Saket Agarwal, managing partner and founder of Onnivation in Mumbai, told IBT shared cultural values make Israeli startups uniquely compatible with the Indian market. Both communities prioritize religion, devotion to family and a keen eye for bargains. For example, the Israeli cloud management startup Spotinst is already very popular in Indian e-commerce companies because it allegedly found a way to slash up to 80 percent of costs just by optimizing data flow. “A scenario like this is very well-suited for the Indian mindset,” Agarwal said.

Likewise, religion can have a huge impact on office culture and industry calendars. Israelis know how to work with that mentality. And unlike fiercely independent customers in the United States and Europe, both Israelis and Indians often make financial decisions as a family.

It’s common for Israeli parents to buy their adult children a car or house, or at least contribute to the purchase and stay involved throughout the mortgage. Meanwhile, Indian adults often live together with their families in extended households, even raising children together. Luckily, Israelis have a flexible mindset.

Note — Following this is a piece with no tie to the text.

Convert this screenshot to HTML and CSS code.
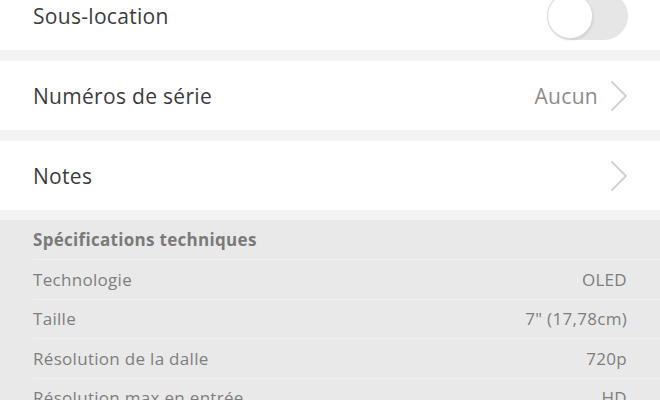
FILE: index.html
```html
<!DOCTYPE html>
<html>

<head>
    <meta charset="UTF-8">
    <title>Fiche produit</title>
    <link rel="stylesheet" href="styles.css">
</head>

<body>
    <div class="page">
        <div class="group">
            <div class="row">
                <span class="row-label">Sous-location</span>
                <span class="switch"><span class="switch-knob"></span></span>
            </div>
        </div>

        <div class="group">
            <div class="row">
                <span class="row-label">Numéros de série</span>
                <span class="row-value">Aucun</span>
                <svg class="chevron" width="18" height="32" viewBox="0 0 18 32">
                    <polyline points="2,2 16,16 2,30" fill="none" stroke="#d4d4d4" stroke-width="2" stroke-linecap="round" stroke-linejoin="round" />
                </svg>
            </div>
        </div>

        <div class="group">
            <div class="row">
                <span class="row-label">Notes</span>
                <svg class="chevron" width="18" height="32" viewBox="0 0 18 32">
                    <polyline points="2,2 16,16 2,30" fill="none" stroke="#d4d4d4" stroke-width="2" stroke-linecap="round" stroke-linejoin="round" />
                </svg>
            </div>
        </div>

        <div class="specs">
            <h3 class="specs-title">Spécifications techniques</h3>
            <div class="spec-row">
                <span>Technologie</span>
                <span>OLED</span>
            </div>
            <div class="spec-row">
                <span>Taille</span>
                <span>7" (17,78cm)</span>
            </div>
            <div class="spec-row">
                <span>Résolution de la dalle</span>
                <span>720p</span>
            </div>
            <div class="spec-row">
                <span>Résolution max en entrée</span>
                <span>HD</span>
            </div>
        </div>
    </div>
</body>

</html>
```

FILE: styles.css
```css
/* fiche produit */
body {
    margin: 0;
    background: #f3f3f3;
    font-family: "Open Sans", "Noto Sans", sans-serif;
    overflow: hidden;
}

.page {
    margin-top: -19px;
}

.group {
    background: #fff;
    margin-bottom: 11px;
}

.row {
    display: flex;
    align-items: center;
    height: 69px;
    padding: 0 32px 0 33px;
    font-size: 21px;
    letter-spacing: 0.3px;
    color: #3c3c3c;
}

.row-label {
    flex: 1;
}

.row-value {
    color: #8c8c8c;
    margin-right: 12px;
}

.chevron {
    display: block;
}

.switch {
    position: relative;
    width: 81px;
    height: 48px;
    border-radius: 24px;
    background: #e6e6e6;
}

.switch-knob {
    position: absolute;
    left: 1px;
    top: 2px;
    width: 44px;
    height: 44px;
    border-radius: 50%;
    background: #fff;
    box-shadow: 0 0 0 1px #dcdcdc, 1px 2px 3px rgba(0, 0, 0, 0.12);
}

.specs {
    background: #e9e9e9;
    margin-top: -1px;
    padding-left: 33px;
    color: #7e7e7e;
    font-size: 17px;
    letter-spacing: 0.3px;
}

.specs-title {
    margin: 0;
    height: 39px;
    line-height: 40px;
    font-size: 17px;
    font-weight: bold;
    color: #7a7a7a;
    border-bottom: 1px solid #f1f1f1;
}

.spec-row {
    display: flex;
    justify-content: space-between;
    align-items: center;
    height: 38.5px;
    padding-right: 33px;
    border-bottom: 1px solid #f1f1f1;
}
```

“There are a lot of tools you can bring to the table, family management tools for savings, customer behavior tools,” Sharon said. “A family pension or a family fund. It [culture] is very relevant.” However, there are still some cultural barriers slowing down cross-border collaborations.

Agarwal said Israelis have a hard time trusting strangers, so most of his Israeli business associates want a recommendation from a fellow Israeli before committing to a partnership. Cost also represent a huge challenge, since India is still a developing nation. “There is a lot of respect for Israeli technology,” Agarwal said. “The only challenge sometimes is the price point.”

Agarwal hails from Calcutta, where he started off at his family’s consulting business. He worked with around 10 Israeli companies before he realized he was handing off lucrative startups to Indian investors when he could be leading the charge. That’s why he launched Onnivation in Mumbai last year, which so far as worked with at least five Israeli startups focused on banks and financial service providers.

“[Indian] banks call every week for more and more technologies, to be introduced to them [Israelis],” Agarwal said. “Two years ago, when I went to Israel for the first time, I saw companies that they seemed like jack posts, gold mines. [Now] I travel to Israel every two months and meet around 100 companies every time I go.”

Fintech is a hot topic in India, with dozens of fintech conferences happening across the country over the past six months. That booming business sector is impacted by politics as well. In July, Indian Prime Minister Narendra Modi came to Israel for the first time, becoming the first Indian head of state to visit the Jewish nation. Israelis welcomed him with jubilance and Israeli Prime Minister Benjamin Netanyahu is already planning a reciprocal visit to India later this year. Vox even deemed the leaders’ unusually congenial relationship an international “bromance.”

Modi and Netanyahy Indian Prime Minister Narendra Modi (L) and Israeli Prime Minister Benjamin Netanyahu embrace following a statement on July 4, 2017, at the Netanyahu's residence in Jerusalem. Photo: Debbie Hill/AFP/Getty

Rebecca Zeffert, founder and executive director of the Israel-Asia Center, told IBT Israeli and Indian political leaders are sending a strong message about both nations prioritizing and investing heavily in the India-Israel relationship. According to the Israeli newspaper Haaretz, the Israel Innovation Authority created two government-funded programs to encourage business partnerships with India.

“The roadmap, outlined by Israel and India during Prime Minister Modi's visit, will hopefully go some way towards providing a framework to help encourage and facilitate more of these partnerships, and deepen collaboration for the long term,” she said. “The tech industry is a strong sector to catalyze this process.”